The Small Farms Conservancy promotes and supports small, independently owned farms & ranches and their ecosystem stewardship through on-farm education, training and public advocacy.
Activities and projects are centered around two food-producing operations on two different continents. One, The Showcase Regenerative Farm, is in a First World country. The other, The Mwesiga Ranch, is in a Third World country. The Showcase Regenerative Farm is located on the South Central Coast of California, and The Mwesiga Ranch Ranch is located in the Mbarara District of Southwestern Uganda.
The Showcase Regenerative Farm
The South Central Coast of California, which includes the tri-counties of Ventura, Santa Barbara and San Luis Obispo, has a population of around 1.6 million. According to USDA surveys, this region has more than 5,000 small farms of less than 180 acres. Most of these farms are independently owned and operated.
The Showcase Regenerative Farm is focused on advocating for and promoting the value of small, independently owned farms and ranches to local food systems and the environment through public education and activities centered at the berry farm and surrounding wild oak woodlands of Restoration Oaks Ranch.
The Mwesiga Ranch
The Mbarara District population was estimated at approximately 445,600 in 2012, with an estimated growth rate of about 2.2%. 55% of the district population are aged between 0 and 18 years. Sustenace farming is common in rural Mbarara, which has a generally poor population. It is one of the districts of equatorial Africa with a high HIV/AIDS prevalence. There are a lot of orphans.
The Barnabas Project is focused on developing independently owned farms that extend beyond fundamental sustenance and into commerce. Barnabas and his team are training locals how to sustainably grow food and develop businesses on his ranch, then sending them out to establish more farms and inspire hope. Small commercial farms are engines of sustained growth for local economies.
The Challenge of Small, Independent Farms and Ranches
In the First World of California, unimaginative government policies and the sophisticated influence of the global food system are hurting not only local food systems, but an army of capable, passionate stewards of the environment. To the detriment of the communities they serve and the natural ecosystems they sustain, the small-scale farm and ranch lands of the First World are disappearing. How do we effectively communicate the value and increase the competitiveness of independently owned small farms and ranches?
In the Third World of Mbarara, both crops and livestock are raised, but primarily as subsistence, and often not very efficiently. Among other things, how do we meet the challenges of electricity, transportation, refrigeration and sanitation to grow and distribute food? While some of the bigger towns and cities of Uganda do have First World advantages, rural Uganda is primitive. Ugandans need training and support not only in the growing of food, but in the business of agriculture. The old Chinese proverb could be modified: "... Teach a Man To Farm, and You Feed Him for a Lifetime... And Build The Local Economy In The Process."

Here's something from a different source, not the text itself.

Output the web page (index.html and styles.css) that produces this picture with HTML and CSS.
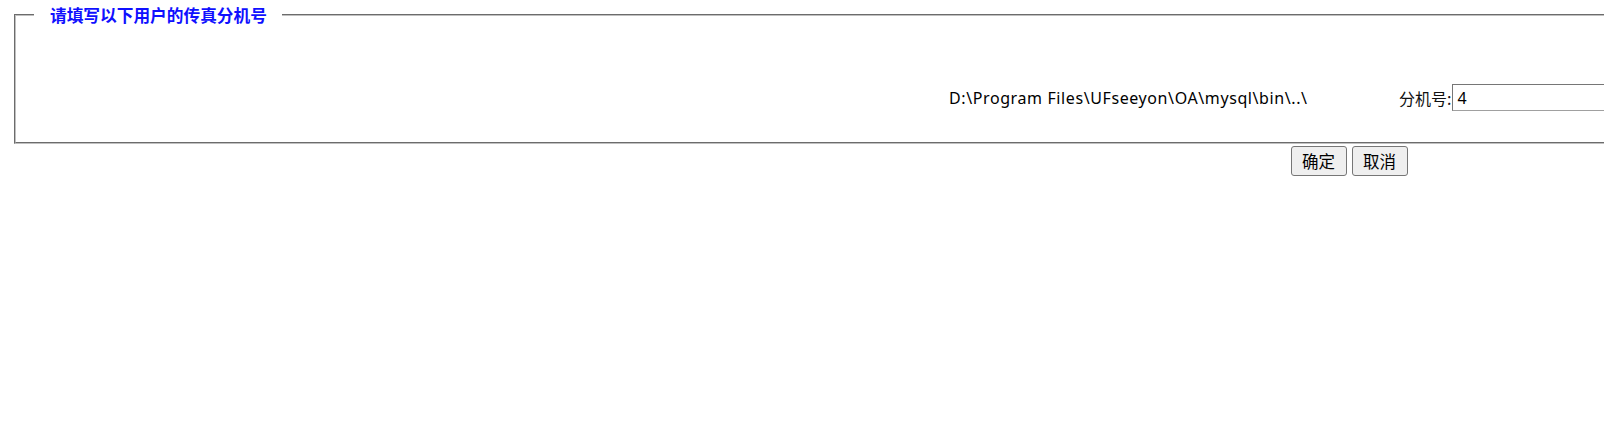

We believe that government and regulatory agencies worldwide should officially recognize the profound differences between privately owned small farms & ranches that primarily serve local food systems and large farms that primarily serve the global food system.

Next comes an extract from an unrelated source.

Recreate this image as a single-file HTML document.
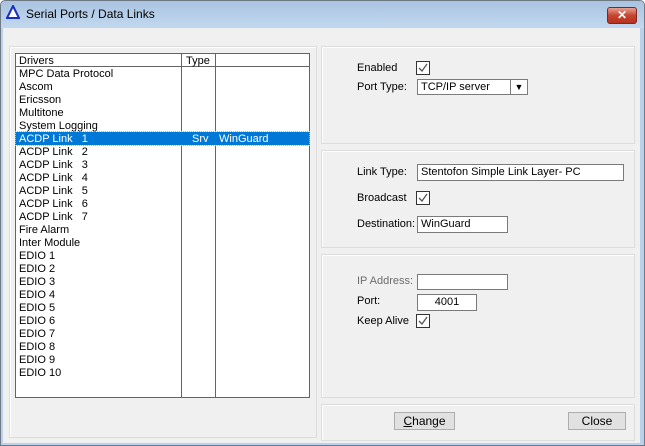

Why Are Small Farms & Ranch Lands Important?
- THE FOOD MOVEMENT: Small farms are essential to the healthy food movement. They are better equipped to regenerate and sustain healthy crop and ranch lands, strengthen ecosystems, utilize the energy of green waste and reverse climate change than any other group of people in the world.
- EMPLOYMENT: Small farms employ many people. Farm labor works with the farmers on the land, not for the CEO at headquarters. Almost all small farms are family owned and operated. When a farm family’s future depends upon the productivity of the land, they take care of the people they depend on to sustain it.
- ECOLOGICAL STEWARDSHIP: You can’t replace the small-scale farmers and the farm lands they manage with large-scale farming operations or fallow land and retain the same standard of ecological stewardship. Local delivery emits less greenhouse gases than remote delivery, and local food systems are MUCH better for the environment than the global food system on too many levels to innumerate.
- EDUCATION: Interested youth, college students and graduates in agriculture majors and entrepreneurial farm workers need the work experience and mentorships that small-scale farmers provide.
- ECONOMY & SECURITY: Small farms contribute greatly to a region’s food security and economic development, as well as the well-being of the people. You literally can’t have food security without working small farms.